SHDL (Simple hardware Description language) is an extremely low-level hardware language with a C like syntax. It was made to work only with basic logic gates and user-made modules. SHDL's greatest feature is it's compact syntax when compared with the more traditional languages (VHDL and verilog). It was heavily inspired in VHDL's logic and C's syntax.
The code presented will turn all SHDL code in VHDL-equivalent, to be used in a proper interpreter.
This code was intended to be used with nodejs. Simply run npm main.js FILES_TO_RUN replacing "FILES TO RUN" with a list of filenames you want to run. This will generateone .shdl file for every given file.
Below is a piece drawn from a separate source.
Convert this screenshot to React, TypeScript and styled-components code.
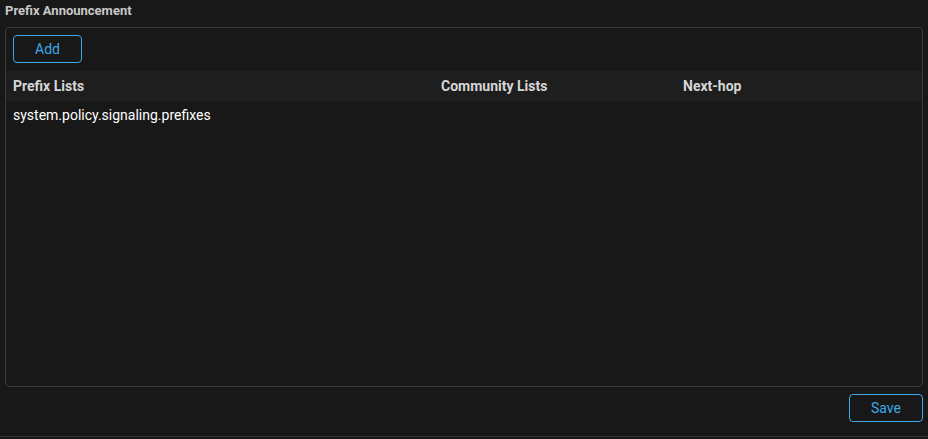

The language is composed of three main components:
- Wires: connect blocks and logic gates to each-other to transfer electrical signals.
- Logic gates: manipulates electrical signals.
- Blocks: user-defined group of connected wires and logic gates, with some wires defined as block inputs and block outputs. Can be freely copied into other blocks.
There are four main actions:
- Declare wire
- Assign logic to wire
- Import another block
- Instantiate imported block
Since we can't print in hardware, I'll start demonstrating the language by using a Full adder.
//save this in a file named full_adder_file.shdl
FullAdder(A, B, carry_in; out, carry_out){
out = A xor B xor carry_in;
carry_out = (A and B) or (A and carry_in) or (B and carry_in);
}
The first thing we must do is create a block, since everything in this language is done inside blocks. The formula to create one is BlockName ( InputWiresList ; OutputWiresList ). So, the first line of the code creates a block named "FullAdder", with "A", "B" and "carry_in" as input wires, and "out" and "carry_out" as outputs.
The second and third line are both assignments. They simply assign some logic of many wires and logic gates to a single wire.
Now we have a block named "FullAdder" that performs the addition of two bits with a carry. To demonstrate the rest of the features, I will create another block to perform a 4-bit addition using the FullAdder.
//save this in a file named adder_4bits_file.shdl
Adder_4bits(A[4], B[4]; out[4], overflow){
import FullAdder from full_adder_file.shdl;
signal carries[3];
FullAdder(A[0], B[0], 0 ; out[0], carries[0]);
FullAdder(A[1], B[1], carries[0]; out[1], carries[1]);
FullAdder(A[2], B[2], carries[1]; out[2], carries[2]);
FullAdder(A[3], B[3], carries[2]; out[3], overflow);
}
In the first line, we again create a new block named "Adder_4bits", but this time by declaring buses (wire arrays) as arguments. They behave much like in any other language, with each index being an idividual wire. In this case, we created two input buses named "A" and "B", both containing four wires. They will represent the numbers to be added in binary. As output, we have a four-sized bus named "out", which will be the result, along with a single bit to signify an overflow.
Note that you can access individual sections of the bus with the following syntax: BUS_NAME[START to END], e.g. carries[1 to 2] (start and end are inclusive)
In the second line, we declare the intent of using another block by typing the keyword "import". The syntax is import BLOCK_NAME from FILE_NAME; if the block is in another file, and import BLOCK_NAME; if the block is in the current file.
The third line is a wire declaration, that specifies auxiliar wires to be used. In this case, we are declaring a wire array named "carries" os size 3.
The remaining lines are import instantiations, which uses the previously imported block. To instantiate an imported block, the syntax is BLOCK_NAME(INPUT_WIRES_LIST; OUTPUT_WIRES_LIST);. This will create a copy of the imported block and connect the INPUT_WIRES_LIST and OUTPUT_WIRES_LIST to it's corresponding inputs and outputs. In this case, we are doing an addition using four full adders. One thing to note is that you can use a constant value (in binary) to replace any wire that would not be written into, as exemplified by the zero in the fourth line, e.g. carries[0 to 2] = 101;
Each example in the folder has an individual readme file with complete instructions in how to run. Every single one of them was tested, and should be working in any machine.